As mudanças administrativas promovidas por Francisco, como a maior inclusão de mulheres em postos de liderança no Vaticano, também estarão na mesa do próximo Papa.
"Esse vai ser um desafio delicado. Hoje há espaço para mulheres na administração do Vaticano, e como isso será tratado pela nova liderança será crucial," conta Vieira.
Para André Leonardo Chevitarese, professor de História da UFRJ, o próximo Papa terá de lidar com outras questões internas delicadas, além da promoção de mais mulheres no Vaticano como: o combate aos abusos, o acolhimento às famílias homoafetivas e a modernização da Cúria Romana.
"O Papa precisará enfrentar todos esses pontos, mas o que foi o pontificado de Francisco? Ele dialogou com a queda do número de fiéis, promoveu a renovação da estrutura eclesial e foi firme na gestão dos casos de abusos", conta o professor. "Hoje, 80% da Cúria Romana, do colégio que vai eleger o novo Papa, foi indicada por Francisco."
A questão racial também entra na lista dos desafios. Frei David lembra que o Papa Francisco já fez diversos discursos incentivado a inclusão — especialmente nas escolas, universidades e espaços de poder — locais que ainda refletem desigualdades históricas.
"Entregamos ao Papa Francisco uma carta pé no chão, que coloca o dedo nas feridas reais do racismo no Brasil. Mostramos como a Igreja, que tem a maior rede de escolas do país, precisa se comprometer de verdade com a inclusão dos pobres e dos negros", afirma o diretor executivo da Educafro Brasil.

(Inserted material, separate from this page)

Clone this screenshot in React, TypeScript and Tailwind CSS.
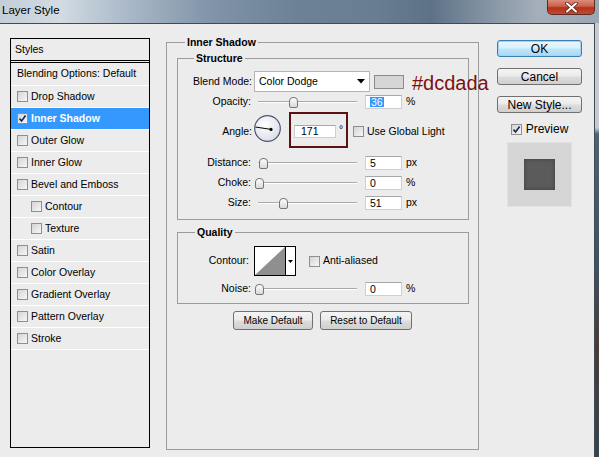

Embora exista pressão para que o novo pontífice priorize questões espirituais, ele não poderá se omitir em relação a grandes crises globais, especialmente os conflitos armados.
"Não espere um Papa silencioso em relação a conflitos, principalmente as guerras, porque, como um líder religioso, ele sempre será favorável à paz", diz Vieira.
Para Carranza, da Unicamp, o futuro pontífice precisará ter capacidade de diálogo internacional.
"O próximo Papa precisará transitar bem em instâncias multilaterais e continuar a tradição de se posicionar frente aos grandes desafios globais, como a migração, os refugiados, as mudanças climáticas e os conflitos armados", afirma.
Para o historiador da UFRJ, o próximo Papa precisará dar continuidade a pautas que Francisco colocou no centro do debate global, como a defesa da paz, o cuidado com o meio ambiente e o diálogo inter-religioso.
"O Papa Francisco colocou questões fundamentais para a Igreja e para o mundo. Todas as suas pregações nos últimos anos caminharam no sentido de buscar a paz entre russos e ucranianos, e o gesto simbólico de reunir Donald Trump e Volodymyr Zelensky na Basílica de São Pedro neste sábado mostra a força desse cargo."
Os presidentes Donald Trump e Volodymyr Zelensky, durante conversa na Basílica de São Pedro, no Vaticano, durante o funeral de Papa Francisco (Presidência da Ucrânia/AFP)
O Frei David também reforça que o Papa tem como dever falar abertamente sobre o que está errado no mundo.
“O Papa Francisco falava abertamente quando o presidente Trump cometia um erro ou quando os países europeus estavam fechando suas portas para os imigrantes. Ele apontava para um mundo melhor a partir do evangelho de Jesus Cristo, e é isso que esperamos do próximo Papa”, diz.
Chevitarese também destaca que temas como a crise climática ganharam espaço inédito na agenda do Vaticano com a publicação da encíclica Laudato Si'.
"A questão ambiental foi colocada pelo Papa Francisco de forma muito forte. Ele chamou atenção para a exploração predatória dos oceanos, para os riscos da mineração e para a necessidade de uma responsabilidade global com o planeta — uma pauta que muitos líderes ainda hoje tentam negar."
Sobre a postura política do futuro Papa, os especialistas são unânimes: é impossível a neutralidade total.
Para Andrade, professor de teologia, um Papa não possui uma postura neutra.
"O Papa deve manter uma postura espiritual, mas jamais neutra. Ele se posiciona sempre com base em valores evangélicos, sem partidarismos, mas com clareza nas questões essenciais", afirma.
A antropóloga Carranza também defende o mesmo pensamento.
"Todo Papa tem que se posicionar em questões políticas porque ele é chefe de Estado. Se adotar uma postura neutra, sua voz se apaga no cenário internacional", diz. “Não tem como fugir. Calar ou falar já é uma postura política.”